Pemerintah Indonesia kembali membuka jalan ekspor pasir laut setelah 20 tahun ditutup. Kebijakan ini tertuang pada Peraturan Pemerintah Nomor 26 Tahun 2023 tentang Pengelolaan Hasil Sedimentasi di Laut. Dua peraturan Menteri Perdagangan juga menguatkan kebijakan ini.
Pro dan kontra timbul setelah kebijakan ini dikeluarkan. Ekspor pasir laut dikhawatirkan akan membahayakan ekosistem sekaligus berdampak pada kehidupan ekonomi sosial masyarakat.
Merespon hal tersebut, Presiden Joko Widodo justru menegaskan bahwa yang akan diekspor Indonesia adalah sedimen, bukan pasir laut. Sedimen disebutnya mengganggu jalur kapal, sehingga tidak masalah jika dikeruk dan diekspor.
Sedimen merupakan endapan material seperti batu, tanah, sisa organisme makhluk hidup, atau hasil aktivitas vulkanik di laut. Sementara pasir laut adalah hasil erosi dari batuan dan mineral di wilayah laut. Oleh karena itu, pemerintah menekankan pengambilan sedimen hanya dilakukan di jalur kapal.
Akan tetapi, Pasal 9 Peraturan Pemerintah Nomor 26 Tahun 2023 menyebut bahwa pasir laut termasuk dalam sedimen laut yang dapat dimanfaatkan.

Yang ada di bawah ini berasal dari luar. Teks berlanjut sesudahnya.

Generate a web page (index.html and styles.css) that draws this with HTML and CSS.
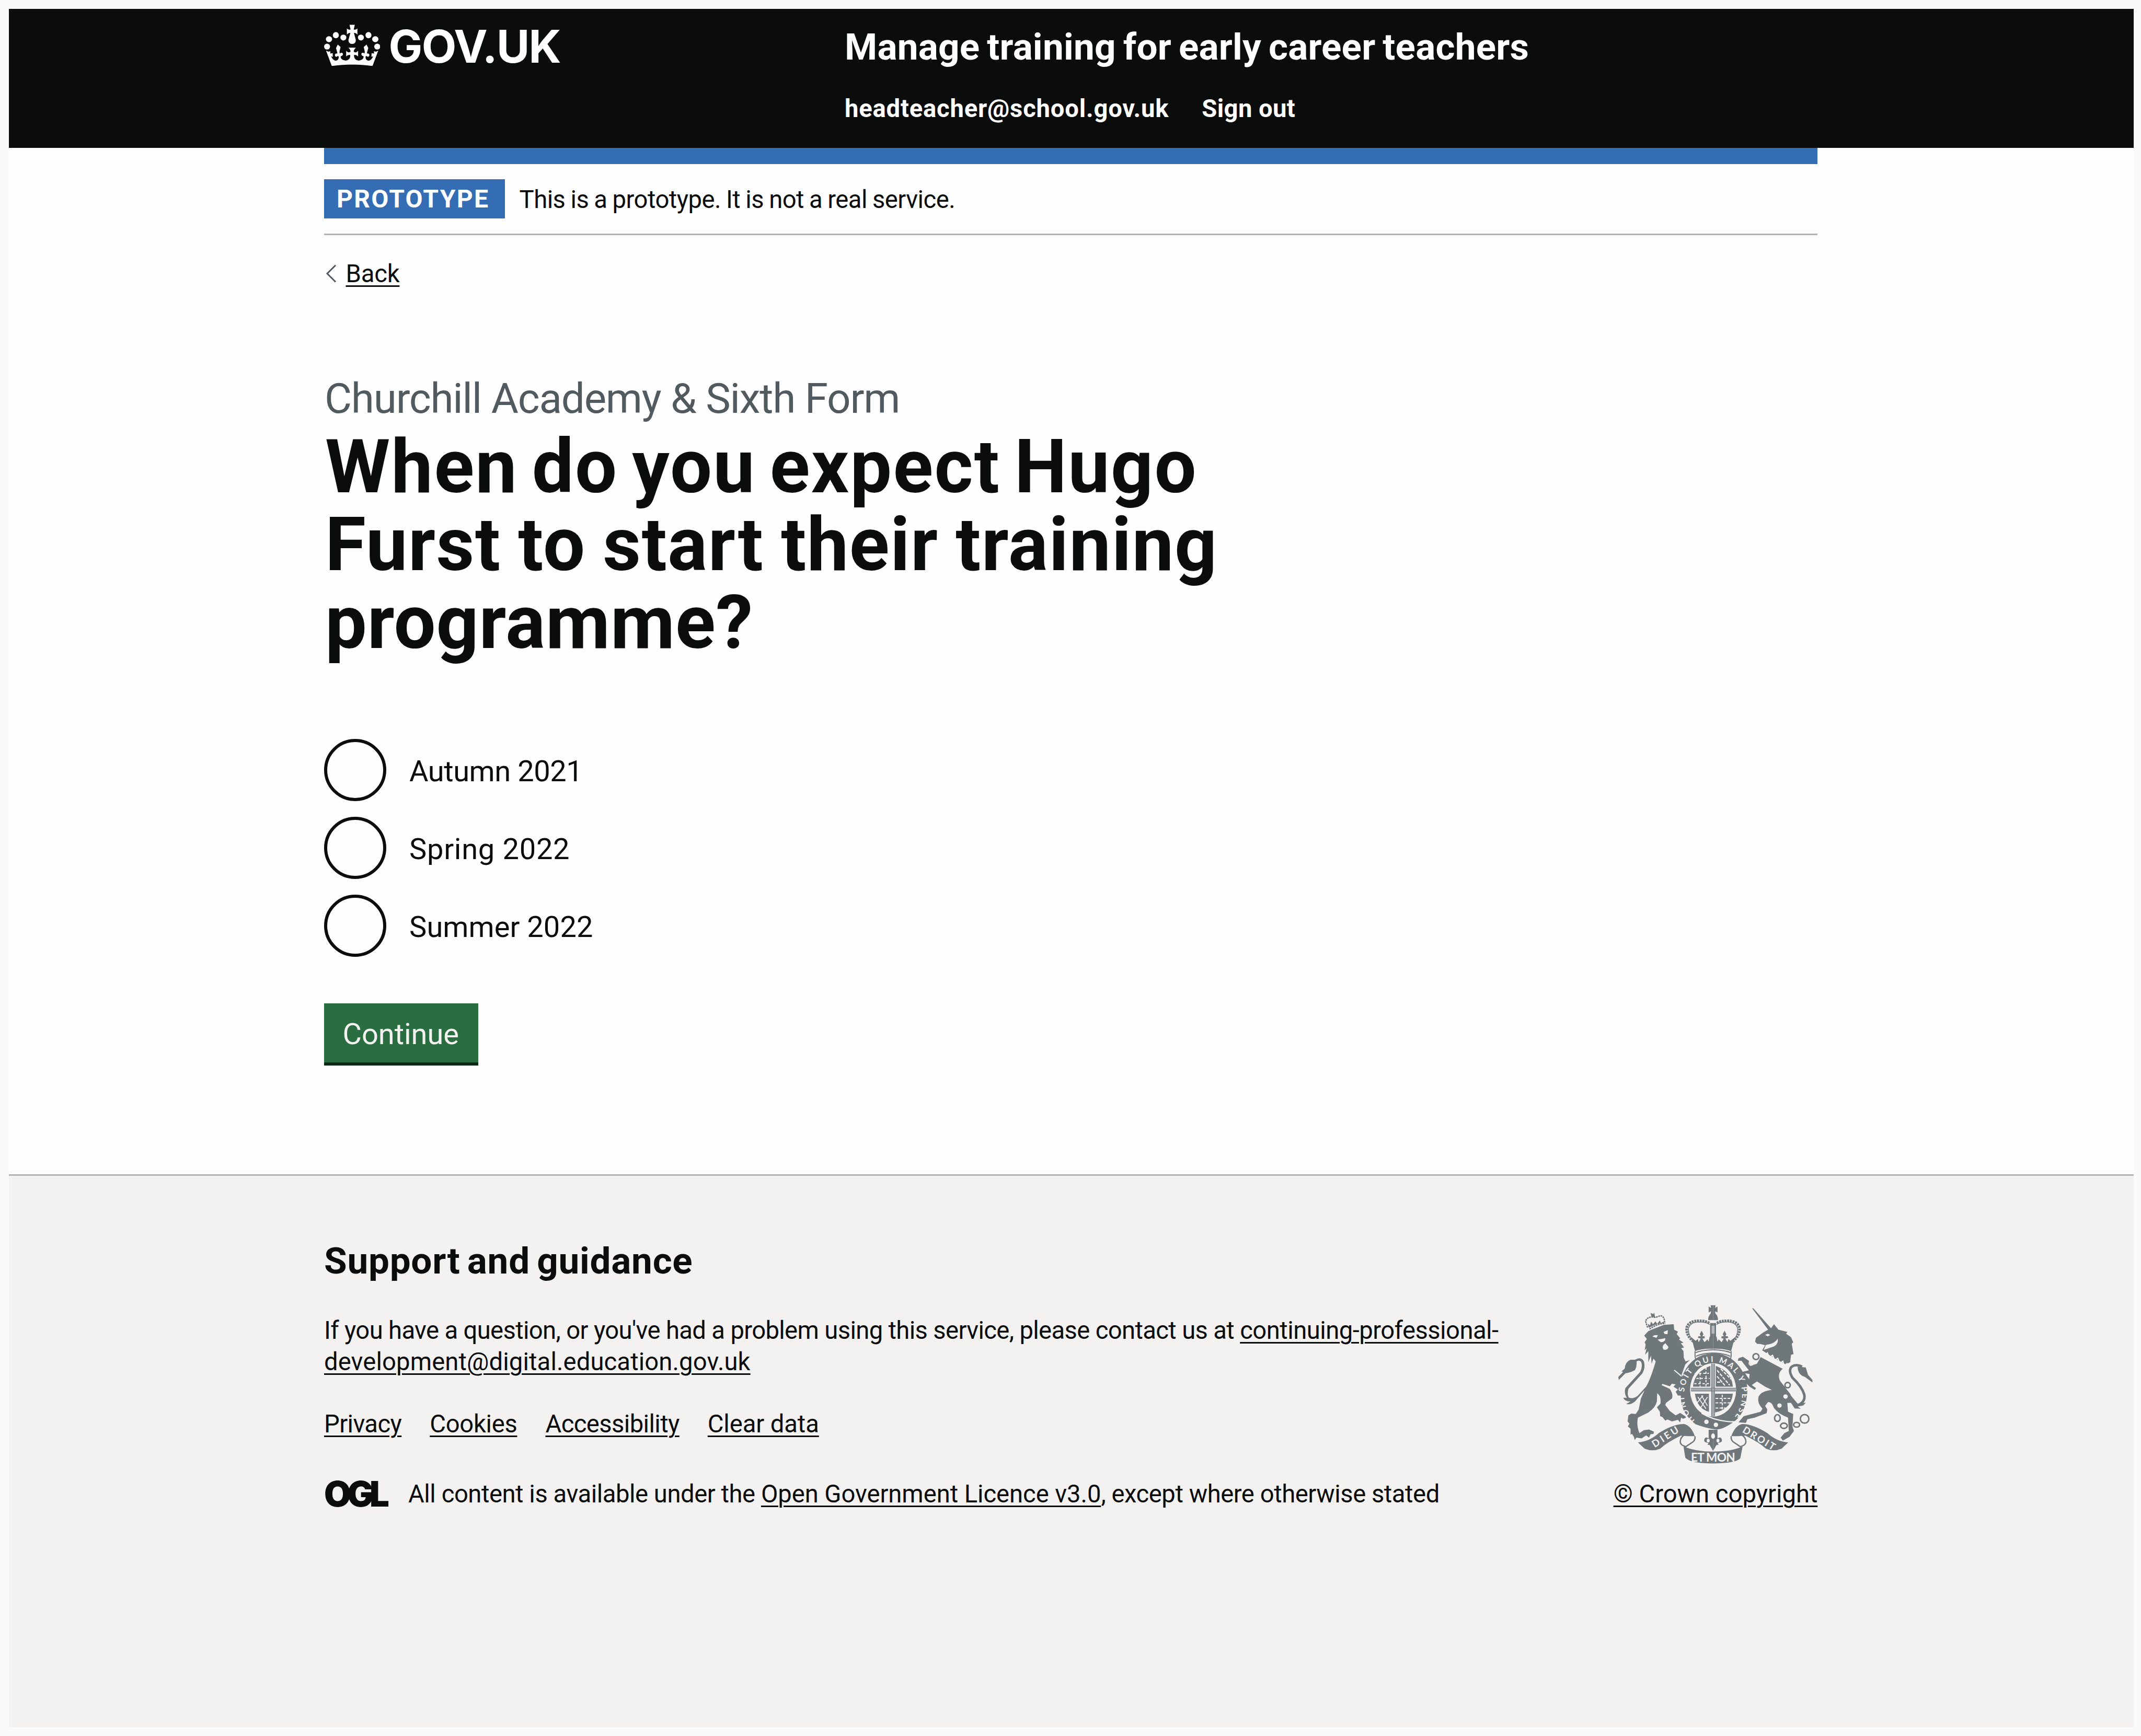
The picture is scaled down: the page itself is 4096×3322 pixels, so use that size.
FILE: index.html
```html
<!DOCTYPE html>
<html lang="en">
<head>
<meta charset="utf-8">
<title>When do you expect Hugo Furst to start their training programme?</title>
<link rel="stylesheet" href="styles.css">
</head>
<body>
<div class="page">
  <header class="header">
    <div class="container header-grid">
      <a class="logo" href="#">
        <svg class="crown" viewBox="77 163 320 283" preserveAspectRatio="none" aria-hidden="true">
          <defs>
            <g id="crown-half">
              <ellipse cx="94" cy="315" rx="17" ry="20"/>
              <ellipse cx="105" cy="265" rx="18" ry="20"/>
              <ellipse cx="144" cy="238" rx="17" ry="21"/>
              <ellipse cx="187" cy="254" rx="17" ry="20"/>
              <path d="M222 168H238V297Q216 297 216 270L227 222Q216 222 207 233V193Q216 204 228 200Z"/>
              <path d="M121 446L88 342L101 350L113 346L112 362L126 359L127 384L117 380Q127 408 145 410Q163 406 160 380Q152 376 149 384Q138 384 139 368Q144 358 153 362L151 350L145 325L155 301L171 318L165 348L166 362Q178 352 184 362Q186 378 172 380Q168 404 200 409Q229 405 226 372Q214 368 203 381V343Q216 360 228 350Q228 335 216 322H238V436Q170 437 121 446Z"/>
            </g>
          </defs>
          <use href="#crown-half"/>
          <use href="#crown-half" transform="translate(474 0) scale(-1 1)"/>
        </svg>
        <span class="logo-text">GOV.UK</span>
      </a>
      <div class="header-content">
        <a class="service-name" href="#">Manage training for early career teachers</a>
        <nav class="header-nav">
          <a class="account" href="#">headteacher@school.gov.uk</a>
          <a class="sign-out" href="#">Sign out</a>
        </nav>
      </div>
    </div>
  </header>

  <div class="container">
    <div class="header-bar"></div>
    <div class="phase-banner">
      <strong class="tag">PROTOTYPE</strong>
      <span class="phase-text">This is a prototype. It is not a real service.</span>
    </div>
    <div class="back">
      <svg class="chevron" viewBox="0 0 21 35" aria-hidden="true"><path d="M19 1.5L3 17.5L19 33.5" fill="none" stroke="#505a5f" stroke-width="3"/></svg>
      <a class="back-link" href="#">Back</a>
    </div>
    <main class="main">
      <span class="caption">Churchill Academy &amp; Sixth Form</span>
      <h1 class="heading"><span class="line line-a">When do you expect Hugo</span> <span class="line line-b">Furst to start their training</span> <span class="line line-c">programme?</span></h1>
      <div class="radios">
        <div class="radio"><span class="ring"></span><span class="radio-label autumn">Autumn 2021</span></div>
        <div class="radio"><span class="ring"></span><span class="radio-label spring">Spring 2022</span></div>
        <div class="radio"><span class="ring"></span><span class="radio-label">Summer 2022</span></div>
      </div>
      <button class="button">Continue</button>
    </main>
  </div>

  <footer class="footer">
    <div class="container footer-grid">
      <div class="footer-main">
        <h2 class="footer-title">Support and guidance</h2>
        <p class="footer-text">If you have a question, or you've had a problem using this service, please contact us at <a class="mail" href="#">continuing-professional-<span class="mail-end">development@digital.education.gov.uk</span></a></p>
        <div class="footer-links">
          <a class="privacy" href="#">Privacy</a>
          <a class="cookies" href="#">Cookies</a>
          <a class="access" href="#">Accessibility</a>
          <a class="clear-data" href="#">Clear data</a>
        </div>
        <div class="licence">
          <span class="ogl">OGL</span>
          <span class="licence-text">All content is available under the <a class="licence-link" href="#">Open Government Licence v3.0</a>, except where otherwise stated</span>
        </div>
      </div>
      <div class="copyright">
        <svg class="crest" viewBox="37 37 1315 1073" aria-hidden="true">
          <defs>
            <path id="motto" d="M560 822A196 222 0 1 1 830 785"/>
            <g id="arch">
              <path d="M545 285Q492 240 500 190Q515 145 580 145Q635 145 655 162" fill="none" stroke="#6f777b" stroke-width="18" stroke-dasharray="13 5"/>
              <path d="M545 285Q508 240 512 195Q525 155 580 153Q635 153 655 170" fill="none" stroke="#6f777b" stroke-width="5"/>
              <path d="M530 255L560 280L575 268L580 290L595 265L575 260L580 248L595 250L588 235L600 212L613 235L605 250L620 248L622 262L606 265L620 290L640 270L648 285L655 250L678 265V335Q610 330 556 350Z"/>
              <path d="M662 40H678V140H645V128Q650 105 662 95L664 80L648 88V48L664 58ZM658 160H678V270H658Z"/>
              <path d="M560 360Q600 343 678 341M562 385Q600 365 678 362M556 350V385L560 405" fill="none" stroke="#6f777b" stroke-width="7"/>
            </g>
            <g id="curl">
              <path d="M170 968Q250 960 310 905Q410 842 482 843Q528 852 555 925L510 925L460 922Q370 965 320 1010Q270 1032 215 1010Z"/>
              <path d="M555 925Q560 950 540 965L488 1000M500 905Q455 930 456 962Q455 985 490 995M470 925Q490 900 525 918" fill="none" stroke="#6f777b" stroke-width="9"/>
              <path d="M648 882H678V1025L655 985L640 982L648 970Q615 970 618 950Q625 925 648 940Z"/>
            </g>
          </defs>
          <g fill="#6f777b">
            <!-- lion -->
            <path d="M212 245L240 215L262 205L345 172L412 168L415 205L440 218L432 235L455 262L448 272L478 292L460 297L482 325L462 330L478 350L480 395L492 420L520 410L490 440L465 510L500 570L520 610L500 640L510 670L490 680L470 650L440 650L425 625L440 610L410 590L425 575L400 570L385 588L335 572L330 580L385 605Q410 640 400 670L360 700L355 715L385 755L425 785L455 768L490 790L495 800L475 808L462 800L455 832L440 815L400 825L370 812L355 820L335 795L320 790L318 760L298 730L322 705Q328 650 300 635L298 690Q290 730 240 765L170 800Q158 850 180 905L210 885L245 880L278 895L275 910L255 912L245 935L225 920L195 940L160 935L148 952L142 930L130 910L120 915L120 875L102 860L112 840L100 825L105 785L125 772L155 775L175 745L190 670L215 615L150 690Q120 715 90 708L120 690Q80 690 70 665L95 665Q75 640 85 600L185 490Q205 450 190 420Q175 408 160 420Q165 450 150 478Q120 495 85 500L40 545L37 525L70 490L58 488L80 468Q85 420 120 408L150 408Q190 385 210 420Q222 460 200 500L105 605Q95 650 110 665Q140 675 170 650L225 590Q255 540 290 420L275 400L262 435L258 380L240 425L240 350L218 375L228 330L215 345L222 305L215 290L230 268Z"/>
            <path d="M248 200Q300 165 355 162M235 190L222 150Q225 125 262 118L290 122L320 110Q350 112 350 155" fill="none" stroke="#6f777b" stroke-width="9" stroke-dasharray="12 4"/>
            <path d="M240 185L238 165L252 175L258 150L272 168L288 148L300 165L318 142L325 160L345 150L348 160Q300 160 245 192ZM255 92L275 100L280 88L285 118L262 120Z"/>
            <!-- unicorn -->
            <path d="M942 60L950 60L1070 195L1090 168L1120 205L1180 220L1172 232L1205 255L1220 290L1210 300L1222 370L1205 375L1200 425L1170 440L1095 400L1010 345L1030 310L1000 302L975 300L962 285L968 260L1015 225L1050 205Z"/>
            <path d="M1000 390L1150 468Q1110 500 1130 550L1200 640L1225 700L1180 700L1185 760L1220 775L1215 860L1225 890L1195 930L1150 955L1135 935L1160 905L1190 890L1185 800Q1120 775 1090 735Q1075 692 1050 695L1030 720L1045 745L1040 770L960 800L910 810L900 835L850 832L885 790L1000 760L1012 740Q975 700 985 660Q1000 620 1075 612L1030 590L975 555L940 580L968 600L960 612L925 590L895 560L875 490L920 480L905 460L870 415L845 415L850 398L880 388L920 415L930 450L975 435Z"/>
            <path d="M1235 722Q1305 700 1295 645Q1280 590 1215 530Q1185 480 1210 455Q1240 435 1280 455" fill="none" stroke="#6f777b" stroke-width="17"/>
            <path d="M1250 455L1305 460L1320 510L1350 545L1350 562L1300 525Q1250 510 1250 455ZM1195 640L1250 705L1305 698L1288 718L1250 725L1272 740L1230 738L1205 700Z"/>
            <!-- garter, ribbons and crown -->
            <path fill-rule="evenodd" d="M678 365A226 257 0 0 1 910 612Q905 780 800 840Q740 880 700 880Q640 875 560 845Q460 770 460 660Q455 560 478 500Q540 370 678 365ZM678 432A156 180 0 0 0 678 792A156 180 0 0 0 678 432Z"/>
            <use href="#arch"/>
            <use href="#arch" transform="translate(1356 0) scale(-1 1)"/>
            <use href="#curl"/>
            <use href="#curl" transform="translate(1356 0) scale(-1 1)"/>
            <path d="M478 995Q560 1030 678 1030Q796 1030 878 995L862 1075Q835 1108 678 1110Q520 1108 490 1070Z"/>
            <!-- shield quarters -->
            <path d="M660 450V590H542Q552 490 660 450ZM696 450V590H812Q805 490 696 450ZM555 638H650V760Q570 740 555 638ZM690 638H812Q800 745 690 765Z"/>
            <path d="M528 610H832M678 436V790" fill="none" stroke="#a5abad" stroke-width="20"/>
            <path d="M528 600H832M528 620H832M668 436V790M688 436V790" fill="none" stroke="#6f777b" stroke-width="4"/>
          </g>
          <g fill="#f3f2f1">
            <path d="M268 252Q280 236 305 243L295 260ZM343 220L372 208L370 235L350 234ZM303 272L355 262Q358 285 325 290ZM342 308L355 296L376 322Q372 345 345 340Q330 325 342 308Z"/>
            <path d="M1030 240L1048 232L1065 240L1048 250ZM1020 342L1035 308L1070 300Q1100 290 1115 265Q1122 300 1090 318Z"/>
            <path d="M895 500L925 505L922 540Z"/>
            <path d="M668 178H688V232H668Z" fill="#b5b9ba"/>
            <circle cx="1168" cy="657" r="15"/><circle cx="1127" cy="718" r="15"/>
            <circle cx="633" cy="828" r="15"/><circle cx="697" cy="848" r="15"/>
            <ellipse cx="678" cy="925" rx="13" ry="18"/><ellipse cx="645" cy="955" rx="10" ry="12"/><ellipse cx="711" cy="955" rx="10" ry="12"/>
          </g>
          <g fill="none" stroke="#f3f2f1">
            <path d="M415 478L465 520M1005 388L1150 466" stroke-width="7"/>
            <path d="M1012 352L1030 378L1045 362L1060 392L1080 378L1095 412L1115 398L1130 432L1150 418L1158 450L1182 432" stroke-width="8"/>
            <path d="M555 500H650M565 535H655M550 570H655M590 470V590M630 460V590" stroke-width="7" stroke-dasharray="16 12"/>
            <path d="M705 480L790 580M705 520L760 585M730 470L800 540M705 560H740" stroke-width="8" stroke-dasharray="22 8"/>
            <path d="M575 660L630 740M600 650L640 720M640 660L590 740M610 650L570 700" stroke-width="6"/>
            <path d="M695 670H800M695 700H800M695 735H780M740 645V755" stroke-width="7" stroke-dasharray="18 9"/>
            <path d="M600 770Q700 830 830 828" stroke-width="8"/>
          </g>
          <g fill="none" stroke="#6f777b" stroke-width="10">
            <circle cx="968" cy="387" r="20"/><circle cx="935" cy="432" r="14" stroke="#f3f2f1" stroke-width="6"/><circle cx="1182" cy="580" r="18"/>
            <ellipse cx="1113" cy="803" rx="19" ry="23"/><ellipse cx="1157" cy="855" rx="23" ry="18"/><ellipse cx="1243" cy="848" rx="20" ry="16"/><circle cx="1297" cy="808" r="29"/>
            <path d="M925 520L965 545L950 515L975 530" stroke-width="7"/>
          </g>
          <g class="crest-motto">
            <text font-size="54"><textPath href="#motto" startOffset="6" textLength="1010">HONI SOIT QUI MAL Y PENSE</textPath></text>
            <text font-size="80" x="528" y="1096" textLength="300">ET MON</text>
            <text font-size="66" transform="translate(283 1004) rotate(-33)" textLength="200">DIEU</text>
            <text font-size="66" transform="translate(872 896) rotate(31)" textLength="245">DROIT</text>
          </g>
        </svg>
        <a class="copyright-link" href="#">© Crown copyright</a>
      </div>
    </div>
  </footer>
</div>
</body>
</html>
```
FILE: styles.css
```css
* {
  box-sizing: border-box;
}

body {
  margin: 0;
  background: #fafafa;
  color: #0b0c0c;
  font-family: Roboto, "Liberation Sans", sans-serif;
  font-size: 47.2px;
  line-height: 60px;
}

a {
  color: inherit;
  text-decoration-thickness: 3px;
  text-underline-offset: 6px;
}

.page {
  display: flex;
  flex-direction: column;
  height: 3322px;
  padding: 17px 14.4px 17px 17px;
}

.page > .container {
  background: #fefefe;
}

.container {
  width: 100%;
  padding: 0 604.6px 0 603px;
}

.header {
  height: 266px;
  background: #0b0c0c;
  color: #fff;
}

.header a {
  text-decoration: none;
}

.header-grid {
  display: grid;
  grid-template-columns: 996px 1fr;
}

.logo {
  display: flex;
  align-items: flex-start;
  gap: 16px;
  padding-top: 27px;
}

.crown {
  width: 107.4px;
  height: 80.4px;
  margin-top: 2px;
  fill: #fff;
}

.logo-text {
  font-family: Inter, "Liberation Sans", sans-serif;
  font-size: 86.4px;
  font-weight: 700;
  line-height: 90px;
  letter-spacing: -1.6px;
}

.header-content {
  display: flex;
  flex-direction: column;
  gap: 43px;
  padding-top: 28px;
  font-weight: 700;
}

.service-name {
  font-size: 71px;
  line-height: 90px;
  letter-spacing: 0.25px;
  word-spacing: -4px;
}

.header-nav {
  display: flex;
  gap: 63px;
}

.account {
  letter-spacing: 0.8px;
}

.sign-out {
  letter-spacing: 0.39px;
}

.header-bar {
  height: 31px;
  background: #346db4;
}

.phase-banner {
  display: flex;
  align-items: center;
  gap: 28px;
  padding: 29px 0;
  border-bottom: 3px solid #b1b4b6;
  line-height: 75px;
}

.tag {
  width: 345.5px;
  padding-left: 24px;
  background: #346db4;
  color: #fff;
  font-size: 48px;
  letter-spacing: 2.3px;
}

.phase-text {
  margin-bottom: -3px;
  letter-spacing: -0.5px;
  word-spacing: -1.2px;
}

.back {
  display: flex;
  align-items: center;
  gap: 17.5px;
  margin-top: 43px;
}

.chevron {
  width: 21px;
  height: 35px;
  margin-left: 3px;
}

.back-link {
  margin: 1px 0 -1px;
  letter-spacing: -0.2px;
}

.main {
  padding: 165px 0 214.5px;
}

.caption {
  display: block;
  padding-left: 1px;
  color: #505a5f;
  font-size: 80px;
  line-height: 90px;
  letter-spacing: -1.2px;
}

.heading {
  margin: 11px 0 0;
  padding-left: 2px;
  font-size: 142px;
  line-height: 149px;
}

.line {
  display: block;
}

.line-a {
  letter-spacing: 2.3px;
  word-spacing: -11px;
}

.line-b {
  letter-spacing: 1.5px;
  word-spacing: -4px;
}

.line-c {
  letter-spacing: 0.9px;
}

.radios {
  display: flex;
  flex-direction: column;
  gap: 29.8px;
  margin-top: 148px;
}

.radio {
  display: flex;
  align-items: center;
  gap: 44px;
}

.ring {
  width: 119.1px;
  height: 119.1px;
  border: 6px solid #0b0c0c;
  border-radius: 50%;
}

.radio-label {
  padding-top: 5px;
  font-size: 56px;
  letter-spacing: 0.05px;
}

.autumn {
  letter-spacing: -0.45px;
}

.spring {
  letter-spacing: 0.7px;
}

.button {
  display: block;
  width: 294.5px;
  height: 112.6px;
  margin-top: 89.5px;
  padding: 5px 0 0 35.5px;
  border: 0;
  background: #2a6d40;
  box-shadow: 0 6px 0 #0b2a19;
  color: #f3f2f1;
  font-family: inherit;
  font-size: 56px;
  letter-spacing: -0.05px;
  text-align: left;
}

.footer {
  flex: 1;
  padding-top: 118px;
  border-top: 3px solid #b1b4b6;
  background: #f3f2f1;
}

.footer-grid {
  display: grid;
  grid-template-columns: 2467px 390px;
  align-items: end;
}

.footer-title {
  margin: 0;
  font-size: 71px;
  line-height: 90px;
  letter-spacing: 0.75px;
  word-spacing: -5px;
}

.footer-text {
  margin: 59px 0;
  line-height: 59.5px;
  letter-spacing: -0.64px;
}

.mail {
  letter-spacing: -0.52px;
}

.mail-end {
  letter-spacing: 0.12px;
}

.footer-links {
  display: flex;
  gap: 54px;
}

.privacy {
  letter-spacing: -0.6px;
}

.cookies {
  letter-spacing: -0.3px;
}

.access {
  letter-spacing: -0.6px;
}

.clear-data {
  letter-spacing: -0.1px;
}

.licence {
  display: flex;
  gap: 39px;
  margin-top: 74px;
}

.ogl {
  width: 122px;
  font-family: Inter, sans-serif;
  font-size: 67px;
  font-weight: 900;
  letter-spacing: -7.8px;
}

.licence-text {
  letter-spacing: -0.45px;
}

.licence-link {
  letter-spacing: -0.06px;
}

.copyright {
  display: flex;
  flex-direction: column;
  align-items: center;
  gap: 28.5px;
}

.crest {
  width: 372px;
  height: 303.5px;
}

.crest-motto {
  fill: #f3f2f1;
  font-family: Lato, sans-serif;
  font-weight: 700;
}

.copyright-link {
  letter-spacing: 0;
  white-space: nowrap;
}
```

Pemanfaatan yang dimaksud adalah untuk reklamasi dalam negeri, pembangunan infrastruktur pemerintah, pembangunan prasarana oleh pelaku olahraga, serta ekspor jika kebutuhan dalam negeri sudah terpenuhi dan sesuai perundang-undangan.
Untuk melakukan ekspor sedimen laut, pelaku usaha harus mendapatkan izin dari Kementerian Perdagangan.
Ditjen Pengelolaan Kelautan dan Ruang Laut Kementerian Kelautan dan Perikanan Victor Gustaaf Manoppo, menyebut bahwa banyak yang berminat pada pasir laut Indonesia.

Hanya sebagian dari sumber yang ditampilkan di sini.